There are of course all kinds of racist and othering underpinnings to this tactic, but sometimes the excuse is based on an actually existing writing deficit. And I would argue, following our late friend, Pius Adesanmi, that to be taken seriously and be reckoned with in the Western academy, we have to write back to Western theorists as insurgents bypassing and crashing the gates and gatekeepers but we have to do so in a language that is intelligible to the gatekeepers, in their own academic lexicon. That way, you take that go-to alibi off the table and compel them to examine and engage with your work on its merit.

You can have, as Africa-based scholars often do, radical, iconoclastic, novel, and revisionist perspectives, theories, and approaches, but if you do not deprive your Western interlocutors of the poor writing excuse, they'll always use it to exclude you.

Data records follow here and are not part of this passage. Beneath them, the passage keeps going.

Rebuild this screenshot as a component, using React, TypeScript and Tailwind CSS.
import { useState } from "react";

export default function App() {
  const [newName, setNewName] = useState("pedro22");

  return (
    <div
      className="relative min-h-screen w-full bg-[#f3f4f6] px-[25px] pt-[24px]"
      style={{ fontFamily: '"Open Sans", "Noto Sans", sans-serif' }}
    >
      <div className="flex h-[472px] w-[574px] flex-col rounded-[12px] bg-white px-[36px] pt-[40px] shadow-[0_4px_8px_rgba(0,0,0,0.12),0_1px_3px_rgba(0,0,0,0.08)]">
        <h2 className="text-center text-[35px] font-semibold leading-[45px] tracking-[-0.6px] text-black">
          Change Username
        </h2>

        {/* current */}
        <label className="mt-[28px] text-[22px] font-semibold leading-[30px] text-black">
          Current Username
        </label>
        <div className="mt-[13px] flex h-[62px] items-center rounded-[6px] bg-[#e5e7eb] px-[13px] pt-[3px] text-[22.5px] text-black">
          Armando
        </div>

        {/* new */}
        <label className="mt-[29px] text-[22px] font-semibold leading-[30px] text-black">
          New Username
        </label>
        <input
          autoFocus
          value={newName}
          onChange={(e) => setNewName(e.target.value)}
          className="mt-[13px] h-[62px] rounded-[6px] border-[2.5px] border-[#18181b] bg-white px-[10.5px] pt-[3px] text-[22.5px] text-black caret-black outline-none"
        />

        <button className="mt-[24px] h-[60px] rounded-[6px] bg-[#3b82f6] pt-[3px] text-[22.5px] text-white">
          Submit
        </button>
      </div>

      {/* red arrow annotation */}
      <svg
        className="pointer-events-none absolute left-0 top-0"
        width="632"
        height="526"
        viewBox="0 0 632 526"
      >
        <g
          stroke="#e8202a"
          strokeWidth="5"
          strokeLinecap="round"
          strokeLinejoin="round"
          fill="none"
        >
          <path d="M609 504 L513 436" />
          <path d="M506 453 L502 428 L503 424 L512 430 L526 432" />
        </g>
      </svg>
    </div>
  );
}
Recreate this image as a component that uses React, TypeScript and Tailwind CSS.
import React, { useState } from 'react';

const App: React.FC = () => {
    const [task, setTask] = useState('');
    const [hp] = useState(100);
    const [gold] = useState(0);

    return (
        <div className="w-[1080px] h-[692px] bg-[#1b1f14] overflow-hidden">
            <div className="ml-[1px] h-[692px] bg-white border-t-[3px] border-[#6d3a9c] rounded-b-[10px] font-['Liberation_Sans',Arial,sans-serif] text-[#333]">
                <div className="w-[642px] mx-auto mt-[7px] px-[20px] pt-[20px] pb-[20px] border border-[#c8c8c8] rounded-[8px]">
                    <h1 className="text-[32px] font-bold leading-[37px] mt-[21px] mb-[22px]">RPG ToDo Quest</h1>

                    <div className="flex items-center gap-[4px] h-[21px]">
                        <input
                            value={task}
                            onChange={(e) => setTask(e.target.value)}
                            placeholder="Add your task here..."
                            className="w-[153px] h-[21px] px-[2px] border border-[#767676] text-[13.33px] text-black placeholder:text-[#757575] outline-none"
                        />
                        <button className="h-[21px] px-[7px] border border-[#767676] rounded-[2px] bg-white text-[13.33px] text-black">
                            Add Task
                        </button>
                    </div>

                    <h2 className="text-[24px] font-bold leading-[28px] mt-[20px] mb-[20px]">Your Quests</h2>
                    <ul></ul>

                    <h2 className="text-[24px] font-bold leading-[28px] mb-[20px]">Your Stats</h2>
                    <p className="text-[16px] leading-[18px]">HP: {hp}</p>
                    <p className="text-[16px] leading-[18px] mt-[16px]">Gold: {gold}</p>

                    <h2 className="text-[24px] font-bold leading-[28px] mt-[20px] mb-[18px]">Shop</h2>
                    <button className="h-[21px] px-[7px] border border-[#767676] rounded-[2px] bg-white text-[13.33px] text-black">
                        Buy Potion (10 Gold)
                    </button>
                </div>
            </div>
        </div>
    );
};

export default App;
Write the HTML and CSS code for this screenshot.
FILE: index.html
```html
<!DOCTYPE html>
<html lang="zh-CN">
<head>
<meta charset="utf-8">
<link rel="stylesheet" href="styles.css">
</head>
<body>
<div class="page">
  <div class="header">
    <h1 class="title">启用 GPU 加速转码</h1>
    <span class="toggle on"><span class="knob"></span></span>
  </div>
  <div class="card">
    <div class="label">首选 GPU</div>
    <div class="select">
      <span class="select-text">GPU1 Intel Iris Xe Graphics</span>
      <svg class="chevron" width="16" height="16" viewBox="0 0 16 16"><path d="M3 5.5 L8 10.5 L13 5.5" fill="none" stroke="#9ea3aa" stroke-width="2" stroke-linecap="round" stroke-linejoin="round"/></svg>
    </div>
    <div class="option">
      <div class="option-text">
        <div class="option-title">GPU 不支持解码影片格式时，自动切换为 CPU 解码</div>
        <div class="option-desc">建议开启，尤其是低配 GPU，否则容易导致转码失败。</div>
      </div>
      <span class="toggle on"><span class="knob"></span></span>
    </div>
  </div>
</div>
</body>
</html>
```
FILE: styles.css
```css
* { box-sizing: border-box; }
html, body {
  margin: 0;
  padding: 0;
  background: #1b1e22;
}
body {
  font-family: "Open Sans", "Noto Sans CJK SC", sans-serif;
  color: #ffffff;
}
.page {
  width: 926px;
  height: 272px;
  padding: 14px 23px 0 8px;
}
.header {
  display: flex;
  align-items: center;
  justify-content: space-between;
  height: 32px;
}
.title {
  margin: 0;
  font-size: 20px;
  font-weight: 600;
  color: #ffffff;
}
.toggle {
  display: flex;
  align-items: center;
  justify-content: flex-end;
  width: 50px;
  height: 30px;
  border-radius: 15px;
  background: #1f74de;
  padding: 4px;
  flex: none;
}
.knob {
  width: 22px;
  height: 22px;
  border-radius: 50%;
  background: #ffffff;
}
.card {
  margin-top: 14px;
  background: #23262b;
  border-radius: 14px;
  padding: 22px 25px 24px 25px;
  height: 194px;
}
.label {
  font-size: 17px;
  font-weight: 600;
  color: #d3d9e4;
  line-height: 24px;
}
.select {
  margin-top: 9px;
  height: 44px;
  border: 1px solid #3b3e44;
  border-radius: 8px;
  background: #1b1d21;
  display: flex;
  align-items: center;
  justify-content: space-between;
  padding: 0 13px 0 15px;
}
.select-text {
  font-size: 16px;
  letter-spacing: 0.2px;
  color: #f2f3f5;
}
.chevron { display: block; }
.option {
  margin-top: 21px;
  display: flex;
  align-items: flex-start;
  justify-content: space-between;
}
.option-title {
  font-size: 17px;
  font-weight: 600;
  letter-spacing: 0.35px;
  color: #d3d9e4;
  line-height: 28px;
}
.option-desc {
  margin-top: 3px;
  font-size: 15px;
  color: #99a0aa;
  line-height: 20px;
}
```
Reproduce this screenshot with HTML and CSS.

That is why I emphasize linguistic mastery and writing excellence, and lament the decline of writing in Nigerian universities. If the writing is bad no one is going to grasp or have the patience to comprehend the radically new theory and argument you're advancing. And this contention applies to all disciplines, including the hard sciences.

Which is why I have no sympathy for the pseudo-Afrocentric nonsense that English (or other European languages) is not our mother tongue so proficiency, fluency, and mastery are not important. Whether we like it or not, English is the scholarly Lingua Franca of the world we live in and your access to global scholarly conversations and intellectual capital is directly proportional to your written and oral fluency in it. Ask the South Asian scholars of the subaltern collective how they broke through and forced their theories on the Western academy after going through a similar complaining phase as us.

More importantly, if we're asking for a hearing at the theoretical table, it is not compromise or self-betrayal to adopt the prevailing paradigmatic linguistic medium. After all, we're the ones seeking to alter the global epistemological dynamic, force a reckoning with African and Africa-derived theories, and teach Western scholars our ways of knowing and seeing the world.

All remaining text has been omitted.